- _Given exercise_: Exact reproduction is required for the lines bounded by the one containing "Convert this table" and the one containing "const cell = 'flex", both bounds included. Print them without any pictures.

Start of Listing

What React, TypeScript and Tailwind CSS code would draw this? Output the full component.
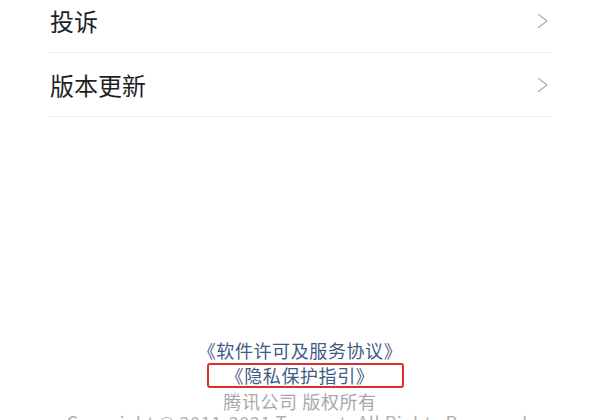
const rows = ["投诉", "版本更新"];

function Chevron() {
  return (
    <svg width="12" height="16" viewBox="0 0 12 16" fill="none" className="text-[#b3b3b3]">
      <path d="M1.5 1.5 L10 8 L1.5 14.5" stroke="currentColor" strokeWidth="1.5" strokeLinecap="round" strokeLinejoin="round" />
    </svg>
  );
}

export default function App() {
  return (
    <div
      className="h-[420px] w-[600px] overflow-hidden bg-white"
      style={{ fontFamily: '"Noto Sans CJK SC", "Noto Sans", sans-serif' }}
    >
      <div className="-mt-[11px] px-12">
        {rows.map((r) => (
          <div key={r} className="flex h-[64px] items-center justify-between border-b border-[#ececec] pr-[3px]">
            <span className="pl-[2px] text-[24px] leading-none text-[#1f1f1f]">{r}</span>
            <Chevron />
          </div>
        ))}
      </div>

      <div className="mt-[221px] flex flex-col items-center text-[18px] leading-[25px] tracking-[0.6px]">
        <div className="text-[#3f5b85]">《软件许可及服务协议》</div>
        <div className="flex w-full justify-center">
          <div className="ml-[11px] rounded-[3px] border-2 border-[#d9302c] pl-[17px] pr-[28px] leading-[21px] text-[#3f5b85]">
            《隐私保护指引》
          </div>
        </div>
        <div className="mt-[1px] text-[#a8a8a8]">腾讯公司 版权所有</div>
        <div className="leading-[17px] text-[#b0b0b0]">Copyright © 2011-2021 Tencent. All Rights Reserved.</div>
      </div>
    </div>
  );
}
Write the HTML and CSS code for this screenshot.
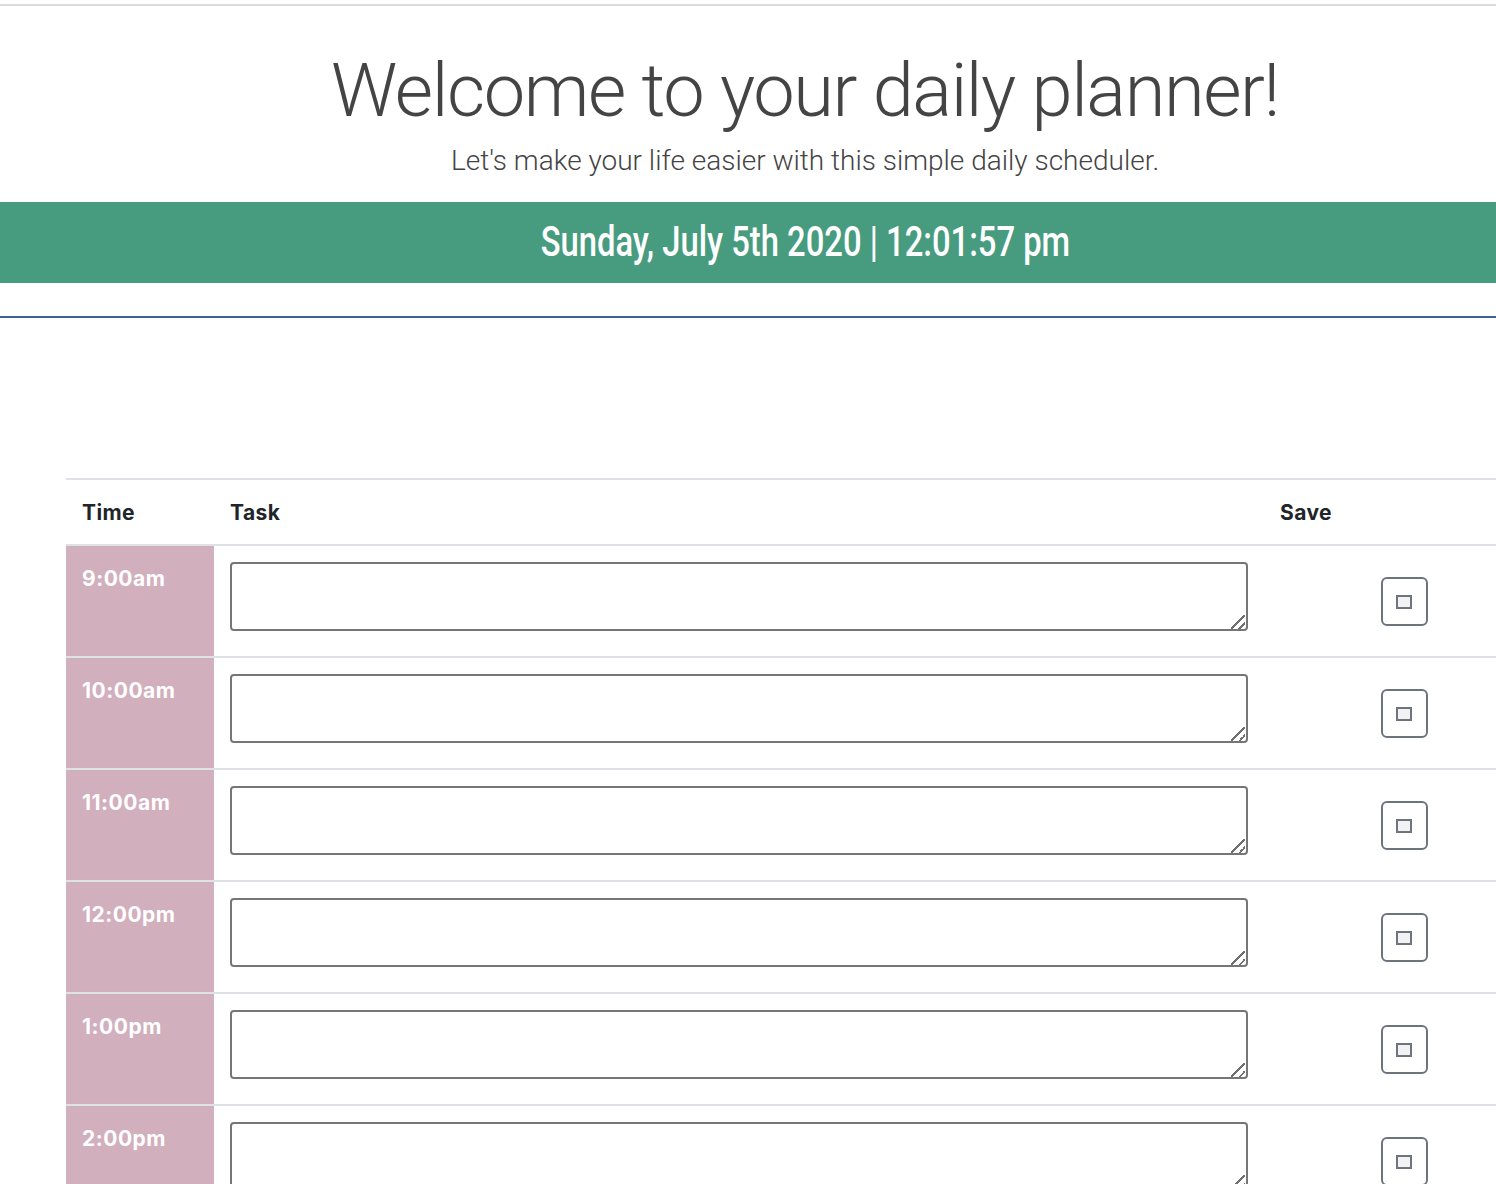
FILE: index.html
```html
<!DOCTYPE html>
<html lang="en">
<head>
<meta charset="utf-8">
<title>Daily Planner</title>
<link rel="stylesheet" href="styles.css">
</head>
<body>
<div class="page">
<div class="topline"></div>
<header class="jumbo">
  <h1 class="title">Welcome to your daily planner!</h1>
  <p class="lead">Let's make your life easier with this simple daily scheduler.</p>
</header>
<div class="datebar"><span class="datetext">Sunday, July 5th 2020 | 12:01:57 pm</span></div>
<hr class="divider">
<main class="planner">
  <table class="table">
    <thead>
      <tr><th class="c-time">Time</th><th class="c-task">Task</th><th class="c-save">Save</th></tr>
    </thead>
    <tbody>
      <tr><td class="hour">9:00am</td><td class="task"><div class="fieldwrap"><textarea class="field"></textarea></div></td><td class="save"><button class="savebtn"><span class="ico"></span></button></td></tr>
      <tr><td class="hour">10:00am</td><td class="task"><div class="fieldwrap"><textarea class="field"></textarea></div></td><td class="save"><button class="savebtn"><span class="ico"></span></button></td></tr>
      <tr><td class="hour">11:00am</td><td class="task"><div class="fieldwrap"><textarea class="field"></textarea></div></td><td class="save"><button class="savebtn"><span class="ico"></span></button></td></tr>
      <tr><td class="hour">12:00pm</td><td class="task"><div class="fieldwrap"><textarea class="field"></textarea></div></td><td class="save"><button class="savebtn"><span class="ico"></span></button></td></tr>
      <tr><td class="hour">1:00pm</td><td class="task"><div class="fieldwrap"><textarea class="field"></textarea></div></td><td class="save"><button class="savebtn"><span class="ico"></span></button></td></tr>
      <tr><td class="hour">2:00pm</td><td class="task"><div class="fieldwrap"><textarea class="field"></textarea></div></td><td class="save"><button class="savebtn"><span class="ico"></span></button></td></tr>
    </tbody>
  </table>
</main>
</div>
</body>
</html>
```
FILE: styles.css
```css
html, body {
  margin: 0;
  padding: 0;
  background: #fff;
  overflow: hidden;
}
body {
  font-family: Roboto, "Liberation Sans", sans-serif;
  color: #212529;
}
.page {
  width: 1610px;
}
.topline {
  height: 2px;
  margin-top: 4px;
  background: #dcdcdf;
}
.jumbo {
  text-align: center;
  padding: 48px 0 0;
  box-sizing: border-box;
  height: 196px;
}
.title {
  margin: 0;
  font-size: 74px;
  font-weight: 300;
  line-height: 1;
  color: #444;
  letter-spacing: -1.4px;
}
.lead {
  margin: 16px 0 0;
  font-size: 28px;
  font-weight: 300;
  line-height: 1.2;
  color: #444;
}
.datebar {
  height: 81px;
  background: #479b7f;
  display: flex;
  align-items: center;
  justify-content: center;
}
.datetext {
  display: inline-block;
  color: #fff;
  font-family: Roboto, sans-serif;
  font-weight: 500;
  font-size: 42px;
  transform: scaleX(0.78);
  white-space: nowrap;
  padding-bottom: 3px;
}
.divider {
  margin: 33px 0 0;
  border: 0;
  height: 2px;
  background: #3f6295;
}
.planner {
  padding: 160px 66px 0;
}
.table {
  width: 100%;
  border-collapse: collapse;
  font-family: Inter, "Liberation Sans", sans-serif;
}
.table th {
  text-align: left;
  font-size: 21px;
  font-weight: 700;
  letter-spacing: 0.4px;
  color: #212529;
  padding: 0 16px;
  height: 64px;
  border-top: 2px solid #dee2e6;
  border-bottom: 2px solid #dee2e6;
}
.c-time { width: 116px; }
.c-save { width: 248px; }
.table td {
  border-top: 2px solid #dee2e6;
  vertical-align: top;
  height: 112px;
  box-sizing: border-box;
  padding: 0;
}
.hour {
  background: #d2afbc;
  color: #fff;
  font-size: 21px;
  font-weight: 700;
  letter-spacing: 0.5px;
  padding: 20px 16px 0 !important;
}
.task {
  padding: 16px 16px 0 !important;
}
.fieldwrap {
  position: relative;
}
.fieldwrap::after {
  content: "";
  position: absolute;
  right: 3px;
  bottom: 2px;
  width: 14px;
  height: 14px;
  background: linear-gradient(135deg, transparent 0 46%, #6f6f6f 46% 54%, transparent 54% 75%, #6f6f6f 75% 83%, transparent 83%);
  pointer-events: none;
}
.field {
  display: block;
  width: 100%;
  height: 69px;
  box-sizing: border-box;
  border: 2px solid #767676;
  border-radius: 4px;
  margin: 0;
  padding: 4px;
  font-family: inherit;
  background: #fff;
  resize: none;
}
.save {
  padding: 31px 0 0 !important;
  text-align: center;
}
.savebtn {
  width: 47px;
  height: 49px;
  border: 2px solid #6c757d;
  border-radius: 6px;
  background: #fff;
  padding: 0;
  display: inline-flex;
  align-items: center;
  justify-content: center;
}
.ico {
  display: block;
  width: 16px;
  height: 14px;
  box-sizing: border-box;
  border: 2px solid #6c757d;
  background: #f2f2f2;
}
```
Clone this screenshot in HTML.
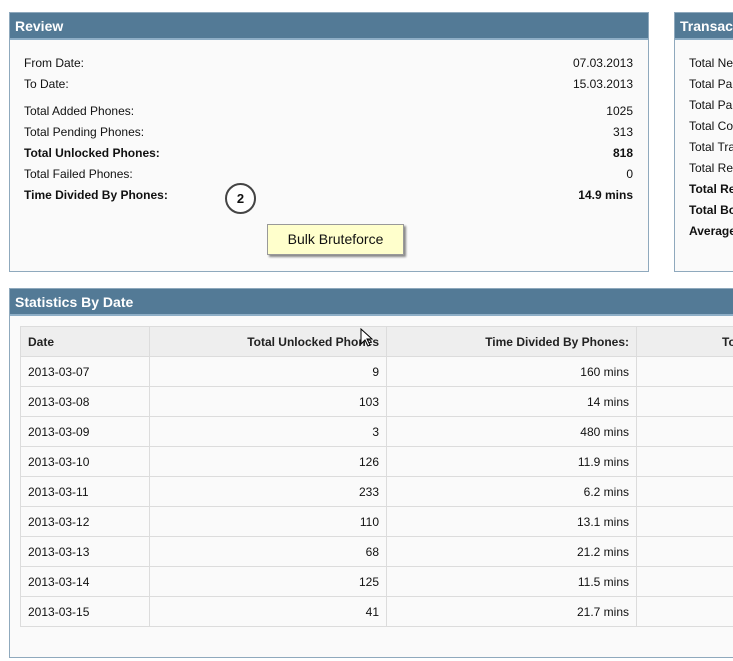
<!DOCTYPE html>
<html><head><style>
*{margin:0;padding:0;box-sizing:border-box}
body{width:733px;height:661px;background:#fff;font-family:"Liberation Sans",Arial,sans-serif;font-size:12px;color:#111;position:relative;overflow:hidden}
.panel{position:absolute;background:#fafafa;border:1px solid #8fa9bd}
.hd{position:absolute;left:0;right:0;top:0;height:27px;background:#537a96;border-bottom:2px solid #8eaec6;color:#fff;font-weight:bold;font-size:14px;padding:5px 0 0 5px;white-space:nowrap}
.r{position:absolute;left:14px;right:15px;height:16px;line-height:16px;white-space:nowrap}
.r span{float:right}
.b{font-weight:bold}
table{position:absolute;left:10px;top:37px;border-collapse:collapse;width:780px}
td,th{border:1px solid #dcdcdc;height:30px;padding:0 7px;font-size:12px;font-weight:normal;text-align:right}
th{background:#eee;font-weight:bold;color:#222}
td:first-child,th:first-child{text-align:left}
</style></head><body>
<div class="panel" style="left:9px;top:12px;width:640px;height:260px">
<div class="hd">Review</div>
<div class="r" style="top:42px">From Date:<span>07.03.2013</span></div>
<div class="r" style="top:63px">To Date:<span>15.03.2013</span></div>
<div class="r" style="top:90px">Total Added Phones:<span>1025</span></div>
<div class="r" style="top:111px">Total Pending Phones:<span>313</span></div>
<div class="r b" style="top:132px">Total Unlocked Phones:<span>818</span></div>
<div class="r" style="top:153px">Total Failed Phones:<span>0</span></div>
<div class="r b" style="top:174px">Time Divided By Phones:<span>14.9 mins</span></div>
<div style="position:absolute;left:215px;top:170px;width:31px;height:31px;border:2px solid #444;border-radius:50%;background:#fff;text-align:center;line-height:27px;font-weight:bold;font-size:13px">2</div>
<div style="position:absolute;left:257px;top:211px;width:137px;height:31px;background:#ffffcc;border:1px solid #999;box-shadow:2px 2px 2px #888;text-align:center;line-height:29px;font-size:14px">Bulk Bruteforce</div>
</div>
<div class="panel" style="left:674px;top:12px;width:200px;height:260px">
<div class="hd">Transactions</div>
<div class="r" style="top:42px">Total New</div>
<div class="r" style="top:63px">Total Paid</div>
<div class="r" style="top:84px">Total Paid</div>
<div class="r" style="top:105px">Total Comp</div>
<div class="r" style="top:126px">Total Trans</div>
<div class="r" style="top:147px">Total Ref</div>
<div class="r b" style="top:168px">Total Rev</div>
<div class="r b" style="top:189px">Total Bon</div>
<div class="r b" style="top:210px">Average</div>
</div>
<div class="panel" style="left:9px;top:288px;width:740px;height:370px">
<div class="hd">Statistics By Date</div>
<table>
<tr><th style="width:129px">Date</th><th style="width:237px">Total Unlocked Phones</th><th style="width:250px">Time Divided By Phones:</th><th style="text-align:left;padding-left:85px">Total</th></tr>
<tr><td>2013-03-07</td><td>9</td><td>160 mins</td><td></td></tr>
<tr><td>2013-03-08</td><td>103</td><td>14 mins</td><td></td></tr>
<tr><td>2013-03-09</td><td>3</td><td>480 mins</td><td></td></tr>
<tr><td>2013-03-10</td><td>126</td><td>11.9 mins</td><td></td></tr>
<tr><td>2013-03-11</td><td>233</td><td>6.2 mins</td><td></td></tr>
<tr><td>2013-03-12</td><td>110</td><td>13.1 mins</td><td></td></tr>
<tr><td>2013-03-13</td><td>68</td><td>21.2 mins</td><td></td></tr>
<tr><td>2013-03-14</td><td>125</td><td>11.5 mins</td><td></td></tr>
<tr><td>2013-03-15</td><td>41</td><td>21.7 mins</td><td></td></tr>
</table>
</div>
<svg style="position:absolute;left:360px;top:328px" width="14" height="20" viewBox="0 0 14 20"><path d="M1 1 L1 16 L5 12 L8 18 L10 17 L7 11 L12 11 Z" fill="#fff" stroke="#000" stroke-width="1"/></svg>
</body></html>
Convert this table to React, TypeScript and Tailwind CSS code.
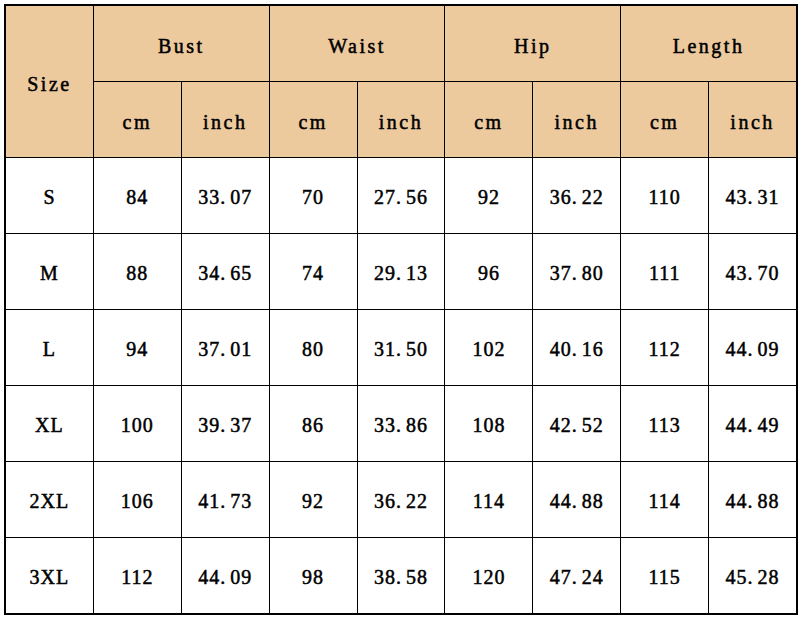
const groups = ['Bust', 'Waist', 'Hip', 'Length'];

const rows: string[][] = [
  ['S', '84', '33.07', '70', '27.56', '92', '36.22', '110', '43.31'],
  ['M', '88', '34.65', '74', '29.13', '96', '37.80', '111', '43.70'],
  ['L', '94', '37.01', '80', '31.50', '102', '40.16', '112', '44.09'],
  ['XL', '100', '39.37', '86', '33.86', '108', '42.52', '113', '44.49'],
  ['2XL', '106', '41.73', '92', '36.22', '114', '44.88', '114', '44.88'],
  ['3XL', '112', '44.09', '98', '38.58', '120', '47.24', '115', '45.28'],
];

const head = 'flex items-center justify-center bg-[#ecca9e] pt-[5px] tracking-[2.5px]';
const cell = 'flex items-center justify-center bg-white pt-[3px] tracking-[1px]';

// SimSun style half-width period takes a full cell, so pad after it
function Num({ v }: { v: string }) {
  const [a, b] = v.split('.');
  if (b === undefined) return <>{v}</>;
  return (
    <>
      {a}
      <span className="mr-[4px]">.</span>
      {b}
    </>
  );
}

export default function App() {
  return (
    <div className="min-h-screen bg-white pt-[4px] pl-[4px]">
      <div
        className="w-[794px] border-2 border-black bg-black text-[20px] font-normal text-black [-webkit-text-stroke:0.5px_#000]"
        style={{ fontFamily: '"Liberation Serif", "Noto Sans CJK SC", serif' }}
      >
        <div className="grid grid-cols-9 auto-rows-[75px] gap-px">
          <div className={`${head} row-span-2`}>Size</div>
          {groups.map((g) => (
            <div key={g} className={`${head} col-span-2`}>{g}</div>
          ))}
          {groups.map((g) => [
            <div key={g + 'cm'} className={head}>cm</div>,
            <div key={g + 'in'} className={head}>inch</div>,
          ])}
          {rows.map((r) =>
            r.map((v, i) => (
              <div key={r[0] + i} className={cell}>
                <Num v={v} />
              </div>
            ))
          )}
        </div>
      </div>
    </div>
  );
}
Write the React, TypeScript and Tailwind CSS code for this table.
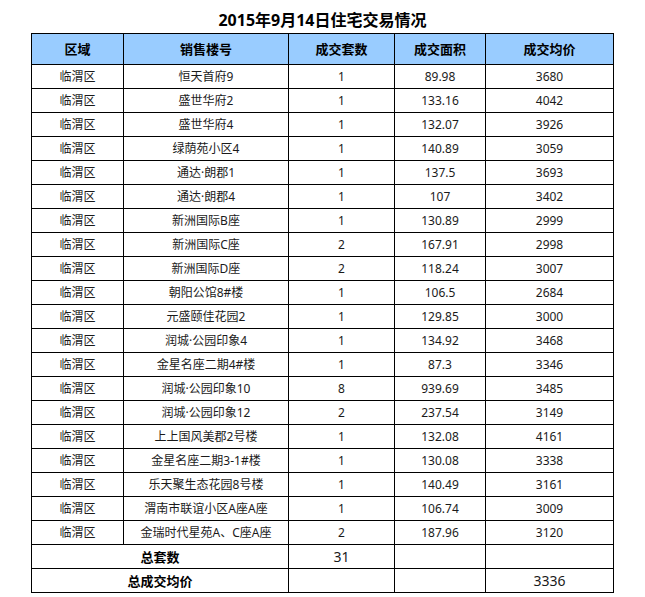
const rows: [string, string, string, string][] = [
  ["恒天首府9", "1", "89.98", "3680"],
  ["盛世华府2", "1", "133.16", "4042"],
  ["盛世华府4", "1", "132.07", "3926"],
  ["绿荫苑小区4", "1", "140.89", "3059"],
  ["通达·朗郡1", "1", "137.5", "3693"],
  ["通达·朗郡4", "1", "107", "3402"],
  ["新洲国际B座", "1", "130.89", "2999"],
  ["新洲国际C座", "2", "167.91", "2998"],
  ["新洲国际D座", "2", "118.24", "3007"],
  ["朝阳公馆8#楼", "1", "106.5", "2684"],
  ["元盛颐佳花园2", "1", "129.85", "3000"],
  ["润城·公园印象4", "1", "134.92", "3468"],
  ["金星名座二期4#楼", "1", "87.3", "3346"],
  ["润城·公园印象10", "8", "939.69", "3485"],
  ["润城·公园印象12", "2", "237.54", "3149"],
  ["上上国风美郡2号楼", "1", "132.08", "4161"],
  ["金星名座二期3-1#楼", "1", "130.08", "3338"],
  ["乐天聚生态花园8号楼", "1", "140.49", "3161"],
  ["渭南市联谊小区A座A座", "1", "106.74", "3009"],
  ["金瑞时代星苑A、C座A座", "2", "187.96", "3120"],
];

const cell = "border border-black text-center align-middle p-0";

export default function App() {
  return (
    <div
      className="w-[645px] h-[597px] bg-white pt-[8px] pl-[31px] text-[#1a1a1a]"
      style={{ fontFamily: '"Noto Sans", "Noto Sans CJK SC", sans-serif' }}
    >
      <h1 className="w-[583px] text-center text-[16px] font-bold leading-[25px] text-black">
        2015年9月14日住宅交易情况
      </h1>
      <table className="table-fixed border-collapse w-[583px] text-[12px] leading-[16px]">
        <colgroup>
          <col className="w-[92px]" />
          <col className="w-[165px]" />
          <col className="w-[106px]" />
          <col className="w-[91px]" />
          <col className="w-[128px]" />
        </colgroup>
        <thead>
          <tr className="h-[31px] bg-[#99ccff] text-[13px] font-bold text-black">
            <th className={cell}>区域</th>
            <th className={cell}>销售楼号</th>
            <th className={cell}>成交套数</th>
            <th className={cell}>成交面积</th>
            <th className={cell}>成交均价</th>
          </tr>
        </thead>
        <tbody>
          {rows.map(([name, count, area, price]) => (
            <tr key={name} className="h-[24px]">
              <td className={cell}>临渭区</td>
              <td className={cell}>{name}</td>
              <td className={cell}>{count}</td>
              <td className={cell}>{area}</td>
              <td className={cell}>{price}</td>
            </tr>
          ))}
          <tr className="h-[24px]">
            <td colSpan={2} className={`${cell} text-[13px] font-bold text-black`}>
              总套数
            </td>
            <td className={`${cell} text-[14px]`}>31</td>
            <td className={cell}></td>
            <td className={cell}></td>
          </tr>
          <tr className="h-[24px]">
            <td colSpan={2} className={`${cell} text-[13px] font-bold text-black`}>
              总成交均价
            </td>
            <td className={cell}></td>
            <td className={cell}></td>
            <td className={`${cell} text-[14px]`}>3336</td>
          </tr>
        </tbody>
      </table>
    </div>
  );
}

End of Listing

- _Solved problem_:
Convert this table to React, TypeScript and Tailwind CSS code.
const groups = ['Bust', 'Waist', 'Hip', 'Length'];

const rows: string[][] = [
  ['S', '84', '33.07', '70', '27.56', '92', '36.22', '110', '43.31'],
  ['M', '88', '34.65', '74', '29.13', '96', '37.80', '111', '43.70'],
  ['L', '94', '37.01', '80', '31.50', '102', '40.16', '112', '44.09'],
  ['XL', '100', '39.37', '86', '33.86', '108', '42.52', '113', '44.49'],
  ['2XL', '106', '41.73', '92', '36.22', '114', '44.88', '114', '44.88'],
  ['3XL', '112', '44.09', '98', '38.58', '120', '47.24', '115', '45.28'],
];

const head = 'flex items-center justify-center bg-[#ecca9e] pt-[5px] tracking-[2.5px]';
const cell = 'flex items-center justify-center bg-white pt-[3px] tracking-[1px]';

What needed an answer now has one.